**Goal:** The lines below are to be quoted exactly, from the first through the one that contains "const grammarPoints = [1, 2, 3, 4, 5, 6, 7, 8];".

**Supplied information:**
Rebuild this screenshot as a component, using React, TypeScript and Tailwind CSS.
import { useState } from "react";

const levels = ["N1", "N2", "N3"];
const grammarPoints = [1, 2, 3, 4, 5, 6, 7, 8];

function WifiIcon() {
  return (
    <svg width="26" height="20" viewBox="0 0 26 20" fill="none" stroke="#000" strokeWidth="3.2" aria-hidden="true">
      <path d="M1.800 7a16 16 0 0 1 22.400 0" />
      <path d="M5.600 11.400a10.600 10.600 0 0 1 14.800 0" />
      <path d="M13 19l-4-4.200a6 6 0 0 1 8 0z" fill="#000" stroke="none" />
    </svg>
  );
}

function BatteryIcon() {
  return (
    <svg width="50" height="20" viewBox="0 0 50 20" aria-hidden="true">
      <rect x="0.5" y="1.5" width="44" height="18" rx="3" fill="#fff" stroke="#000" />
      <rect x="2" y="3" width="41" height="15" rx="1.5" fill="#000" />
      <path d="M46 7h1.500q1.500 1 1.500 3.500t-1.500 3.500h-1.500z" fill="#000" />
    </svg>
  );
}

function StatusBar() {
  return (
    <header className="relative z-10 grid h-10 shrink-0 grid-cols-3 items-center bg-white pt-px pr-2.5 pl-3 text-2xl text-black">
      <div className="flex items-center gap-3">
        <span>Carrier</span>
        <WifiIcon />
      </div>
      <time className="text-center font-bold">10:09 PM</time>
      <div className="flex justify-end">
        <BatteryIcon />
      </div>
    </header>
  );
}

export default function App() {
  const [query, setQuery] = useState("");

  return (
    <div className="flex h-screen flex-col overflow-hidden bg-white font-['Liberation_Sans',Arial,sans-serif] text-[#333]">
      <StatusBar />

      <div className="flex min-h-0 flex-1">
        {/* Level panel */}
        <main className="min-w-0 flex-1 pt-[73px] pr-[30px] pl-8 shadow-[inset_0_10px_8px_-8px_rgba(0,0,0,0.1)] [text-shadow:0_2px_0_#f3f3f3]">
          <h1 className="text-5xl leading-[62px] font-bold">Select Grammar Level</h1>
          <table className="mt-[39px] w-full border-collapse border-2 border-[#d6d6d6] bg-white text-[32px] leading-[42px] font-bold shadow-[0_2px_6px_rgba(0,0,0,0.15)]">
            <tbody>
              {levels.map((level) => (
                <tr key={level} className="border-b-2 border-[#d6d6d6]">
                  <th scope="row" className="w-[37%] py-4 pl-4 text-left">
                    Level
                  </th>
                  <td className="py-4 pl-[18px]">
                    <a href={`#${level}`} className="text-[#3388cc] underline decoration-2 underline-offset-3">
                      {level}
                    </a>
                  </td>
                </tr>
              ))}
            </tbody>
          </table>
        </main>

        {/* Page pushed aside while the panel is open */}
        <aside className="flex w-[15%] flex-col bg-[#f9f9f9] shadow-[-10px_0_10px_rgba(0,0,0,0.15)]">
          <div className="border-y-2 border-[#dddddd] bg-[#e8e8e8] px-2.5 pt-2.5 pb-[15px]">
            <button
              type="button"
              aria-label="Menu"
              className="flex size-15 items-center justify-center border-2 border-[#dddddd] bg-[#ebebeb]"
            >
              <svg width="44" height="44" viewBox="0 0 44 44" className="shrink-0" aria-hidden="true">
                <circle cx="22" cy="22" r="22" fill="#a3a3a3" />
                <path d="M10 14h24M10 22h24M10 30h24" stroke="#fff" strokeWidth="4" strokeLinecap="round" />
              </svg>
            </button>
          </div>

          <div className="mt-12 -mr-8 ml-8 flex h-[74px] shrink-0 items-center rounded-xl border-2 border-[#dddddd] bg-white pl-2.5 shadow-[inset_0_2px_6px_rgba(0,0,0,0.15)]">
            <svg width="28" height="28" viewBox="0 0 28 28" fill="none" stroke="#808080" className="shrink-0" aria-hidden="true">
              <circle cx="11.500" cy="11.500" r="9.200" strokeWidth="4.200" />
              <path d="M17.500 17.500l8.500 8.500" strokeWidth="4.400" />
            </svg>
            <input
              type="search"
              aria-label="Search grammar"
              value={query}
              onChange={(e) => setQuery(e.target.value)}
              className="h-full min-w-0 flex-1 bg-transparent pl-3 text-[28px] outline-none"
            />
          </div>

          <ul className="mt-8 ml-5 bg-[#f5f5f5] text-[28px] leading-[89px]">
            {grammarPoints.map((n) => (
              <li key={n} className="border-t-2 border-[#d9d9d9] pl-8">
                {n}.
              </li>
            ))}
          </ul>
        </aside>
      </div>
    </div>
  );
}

**Answer to the task:**
Rebuild this screenshot as a component, using React, TypeScript and Tailwind CSS.
import { useState } from "react";

const levels = ["N1", "N2", "N3"];
const grammarPoints = [1, 2, 3, 4, 5, 6, 7, 8];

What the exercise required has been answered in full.